_EXERCISE BRIEF_
Sort through the data and copy the lines holding the word "screenshot".

_PROVIDED DATA_
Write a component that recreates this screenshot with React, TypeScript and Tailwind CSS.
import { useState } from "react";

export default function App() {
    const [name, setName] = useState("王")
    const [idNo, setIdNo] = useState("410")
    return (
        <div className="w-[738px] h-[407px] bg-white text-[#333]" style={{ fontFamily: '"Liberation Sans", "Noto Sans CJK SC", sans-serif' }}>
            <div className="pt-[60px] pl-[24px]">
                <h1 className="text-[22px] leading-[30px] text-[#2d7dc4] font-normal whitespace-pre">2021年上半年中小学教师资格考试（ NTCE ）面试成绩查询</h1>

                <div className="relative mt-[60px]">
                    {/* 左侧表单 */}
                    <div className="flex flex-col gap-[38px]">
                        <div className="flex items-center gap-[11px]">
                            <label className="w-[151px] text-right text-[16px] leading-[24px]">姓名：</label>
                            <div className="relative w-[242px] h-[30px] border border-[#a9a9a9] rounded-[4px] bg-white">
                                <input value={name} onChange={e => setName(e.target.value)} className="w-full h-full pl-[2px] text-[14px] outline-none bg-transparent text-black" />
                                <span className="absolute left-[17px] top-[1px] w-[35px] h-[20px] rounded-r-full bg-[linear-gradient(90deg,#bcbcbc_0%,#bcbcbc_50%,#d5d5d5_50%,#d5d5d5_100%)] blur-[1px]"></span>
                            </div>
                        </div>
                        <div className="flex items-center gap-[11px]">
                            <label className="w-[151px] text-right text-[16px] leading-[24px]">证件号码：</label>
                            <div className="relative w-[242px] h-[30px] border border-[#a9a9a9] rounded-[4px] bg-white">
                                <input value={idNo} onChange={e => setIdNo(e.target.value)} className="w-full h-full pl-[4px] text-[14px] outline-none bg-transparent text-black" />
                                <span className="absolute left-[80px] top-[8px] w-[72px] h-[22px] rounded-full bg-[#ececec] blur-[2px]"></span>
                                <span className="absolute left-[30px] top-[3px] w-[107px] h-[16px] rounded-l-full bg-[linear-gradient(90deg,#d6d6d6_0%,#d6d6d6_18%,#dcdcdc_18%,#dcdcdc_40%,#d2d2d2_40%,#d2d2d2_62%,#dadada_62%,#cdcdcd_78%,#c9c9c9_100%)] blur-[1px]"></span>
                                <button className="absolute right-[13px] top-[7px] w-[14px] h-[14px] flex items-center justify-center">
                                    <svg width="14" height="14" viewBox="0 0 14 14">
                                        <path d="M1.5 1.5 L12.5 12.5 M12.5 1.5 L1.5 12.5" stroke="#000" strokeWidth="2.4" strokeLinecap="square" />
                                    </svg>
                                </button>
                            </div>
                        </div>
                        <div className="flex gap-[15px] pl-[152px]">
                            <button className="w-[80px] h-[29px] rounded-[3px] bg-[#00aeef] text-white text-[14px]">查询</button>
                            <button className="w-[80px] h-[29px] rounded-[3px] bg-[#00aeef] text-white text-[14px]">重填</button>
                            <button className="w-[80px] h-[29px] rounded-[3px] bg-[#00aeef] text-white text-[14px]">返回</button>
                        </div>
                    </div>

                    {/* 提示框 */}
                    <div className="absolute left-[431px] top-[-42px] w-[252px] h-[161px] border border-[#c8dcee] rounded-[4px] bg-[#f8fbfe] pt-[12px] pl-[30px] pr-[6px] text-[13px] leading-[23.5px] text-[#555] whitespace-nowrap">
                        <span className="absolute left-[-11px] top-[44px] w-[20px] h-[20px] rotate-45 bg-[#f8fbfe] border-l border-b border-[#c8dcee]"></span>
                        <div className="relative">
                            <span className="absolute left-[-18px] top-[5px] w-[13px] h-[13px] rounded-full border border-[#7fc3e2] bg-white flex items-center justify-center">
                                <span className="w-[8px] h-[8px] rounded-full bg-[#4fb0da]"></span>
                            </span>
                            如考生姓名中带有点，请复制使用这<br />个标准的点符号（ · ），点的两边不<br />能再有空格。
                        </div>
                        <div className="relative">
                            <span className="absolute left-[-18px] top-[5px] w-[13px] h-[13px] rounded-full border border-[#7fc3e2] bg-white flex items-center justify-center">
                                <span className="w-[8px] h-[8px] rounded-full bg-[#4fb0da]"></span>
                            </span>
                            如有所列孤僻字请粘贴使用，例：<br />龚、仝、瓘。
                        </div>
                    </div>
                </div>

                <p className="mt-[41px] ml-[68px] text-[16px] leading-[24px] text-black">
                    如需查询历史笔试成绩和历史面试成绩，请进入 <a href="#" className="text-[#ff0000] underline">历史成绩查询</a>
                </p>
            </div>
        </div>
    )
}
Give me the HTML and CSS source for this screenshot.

_SOLUTION FOR THIS EXERCISE_
Write a component that recreates this screenshot with React, TypeScript and Tailwind CSS.
Give me the HTML and CSS source for this screenshot.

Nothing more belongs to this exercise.